**COLLECTED DATA**
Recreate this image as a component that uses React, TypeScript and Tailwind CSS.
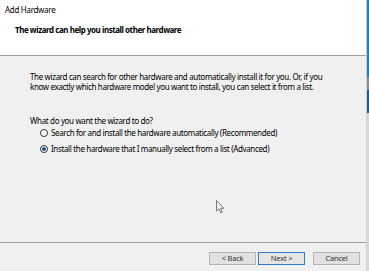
import React from "react";

const font = { fontFamily: '"Noto Sans", "Open Sans", sans-serif' };

function Radio({ checked }: { checked?: boolean }) {
  return (
    <span className="relative mr-[3px] flex h-[8px] w-[8px] items-center justify-center rounded-full border border-[#333] bg-white">
      {checked && <span className="h-[4px] w-[4px] rounded-full bg-[#1a4f9c]" />}
    </span>
  );
}

function WizButton({ label, primary }: { label: string; primary?: boolean }) {
  return (
    <button
      className={`flex h-[13px] w-[47px] items-center justify-center border text-[7.5px] leading-none tracking-[-0.2px] text-[#333] ${
        primary ? "border-[#2a7fd4] bg-[#e5e5e5]" : "border-[#b4b4b4] bg-[#e1e1e1]"
      }`}
    >
      {label}
    </button>
  );
}

function Cursor() {
  return (
    <svg className="absolute left-[216px] top-[200px]" width="9" height="14" viewBox="0 0 9 14">
      <path d="M0.5 0.5 L0.5 11 L3 8.8 L4.8 12.8 L6.3 12.1 L4.6 8.3 L7.8 8.3 Z" fill="#f4f4f4" stroke="#777" strokeWidth="1" />
    </svg>
  );
}

export default function App() {
  return (
    <div className="flex h-[271px] w-[369px] overflow-hidden bg-[#f0f0f0] text-black" style={font}>
      <div className="relative flex w-[367px] flex-col border-r border-[#cfcfcf]">
        {/* Header */}
        <div className="h-[56px] border-b border-[#a0a0a0] bg-white">
          <div className="pl-[5px] pt-[5px] text-[8px] leading-[10px] tracking-[-0.3px]">Add Hardware</div>
          <div className="pl-[15px] pt-[10px] text-[8px] font-bold leading-[10px] tracking-[-0.45px]">
            The wizard can help you install other hardware
          </div>
        </div>

        {/* Body */}
        <div className="flex-1 pl-[30px] pt-[16px] text-[8px] leading-[10px] tracking-[-0.35px]">
          <p>
            The wizard can search for other hardware and automatically install it for you. Or, if you
            <br />
            know exactly which hardware model you want to install, you can select it from a list.
          </p>
          <p className="mt-[24px]">What do you want the wizard to do?</p>
          <div className="ml-[10px] mt-[2px] flex items-center">
            <Radio />
            <span>Search for and install the hardware automatically (Recommended)</span>
          </div>
          <div className="ml-[10px] mt-[6px] flex items-center">
            <Radio checked />
            <span>Install the hardware that I manually select from a list (Advanced)</span>
          </div>
        </div>

        {/* Footer */}
        <div className="flex h-[29px] items-start justify-end border-t border-[#a0a0a0] pr-[6px] pt-[9px]">
          <WizButton label="< Back" />
          <div className="ml-[2px]">
            <WizButton label="Next >" primary />
          </div>
          <div className="ml-[8px]">
            <WizButton label="Cancel" />
          </div>
        </div>

        <Cursor />
      </div>

      {/* desktop strip behind the window */}
      <div className="flex w-[2px] flex-col">
        <div className="h-[77px] bg-[#1c7fc4]" />
        <div className="h-[13px] bg-[#8a8f96]" />
        <div className="h-[23px] bg-[#1a5f95]" />
        <div className="flex-1 bg-[#d8d8d8]" />
      </div>
    </div>
  );
}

**EXERCISE GOAL**
Restate the data above exactly, stripping out each image.

**EXERCISE ANSWER**
Recreate this image as a component that uses React, TypeScript and Tailwind CSS.
import React from "react";

const font = { fontFamily: '"Noto Sans", "Open Sans", sans-serif' };

function Radio({ checked }: { checked?: boolean }) {
  return (
    <span className="relative mr-[3px] flex h-[8px] w-[8px] items-center justify-center rounded-full border border-[#333] bg-white">
      {checked && <span className="h-[4px] w-[4px] rounded-full bg-[#1a4f9c]" />}
    </span>
  );
}

function WizButton({ label, primary }: { label: string; primary?: boolean }) {
  return (
    <button
      className={`flex h-[13px] w-[47px] items-center justify-center border text-[7.5px] leading-none tracking-[-0.2px] text-[#333] ${
        primary ? "border-[#2a7fd4] bg-[#e5e5e5]" : "border-[#b4b4b4] bg-[#e1e1e1]"
      }`}
    >
      {label}
    </button>
  );
}

function Cursor() {
  return (
    <svg className="absolute left-[216px] top-[200px]" width="9" height="14" viewBox="0 0 9 14">
      <path d="M0.5 0.5 L0.5 11 L3 8.8 L4.8 12.8 L6.3 12.1 L4.6 8.3 L7.8 8.3 Z" fill="#f4f4f4" stroke="#777" strokeWidth="1" />
    </svg>
  );
}

export default function App() {
  return (
    <div className="flex h-[271px] w-[369px] overflow-hidden bg-[#f0f0f0] text-black" style={font}>
      <div className="relative flex w-[367px] flex-col border-r border-[#cfcfcf]">
        {/* Header */}
        <div className="h-[56px] border-b border-[#a0a0a0] bg-white">
          <div className="pl-[5px] pt-[5px] text-[8px] leading-[10px] tracking-[-0.3px]">Add Hardware</div>
          <div className="pl-[15px] pt-[10px] text-[8px] font-bold leading-[10px] tracking-[-0.45px]">
            The wizard can help you install other hardware
          </div>
        </div>

        {/* Body */}
        <div className="flex-1 pl-[30px] pt-[16px] text-[8px] leading-[10px] tracking-[-0.35px]">
          <p>
            The wizard can search for other hardware and automatically install it for you. Or, if you
            <br />
            know exactly which hardware model you want to install, you can select it from a list.
          </p>
          <p className="mt-[24px]">What do you want the wizard to do?</p>
          <div className="ml-[10px] mt-[2px] flex items-center">
            <Radio />
            <span>Search for and install the hardware automatically (Recommended)</span>
          </div>
          <div className="ml-[10px] mt-[6px] flex items-center">
            <Radio checked />
            <span>Install the hardware that I manually select from a list (Advanced)</span>
          </div>
        </div>

        {/* Footer */}
        <div className="flex h-[29px] items-start justify-end border-t border-[#a0a0a0] pr-[6px] pt-[9px]">
          <WizButton label="< Back" />
          <div className="ml-[2px]">
            <WizButton label="Next >" primary />
          </div>
          <div className="ml-[8px]">
            <WizButton label="Cancel" />
          </div>
        </div>

        <Cursor />
      </div>

      {/* desktop strip behind the window */}
      <div className="flex w-[2px] flex-col">
        <div className="h-[77px] bg-[#1c7fc4]" />
        <div className="h-[13px] bg-[#8a8f96]" />
        <div className="h-[23px] bg-[#1a5f95]" />
        <div className="flex-1 bg-[#d8d8d8]" />
      </div>
    </div>
  );
}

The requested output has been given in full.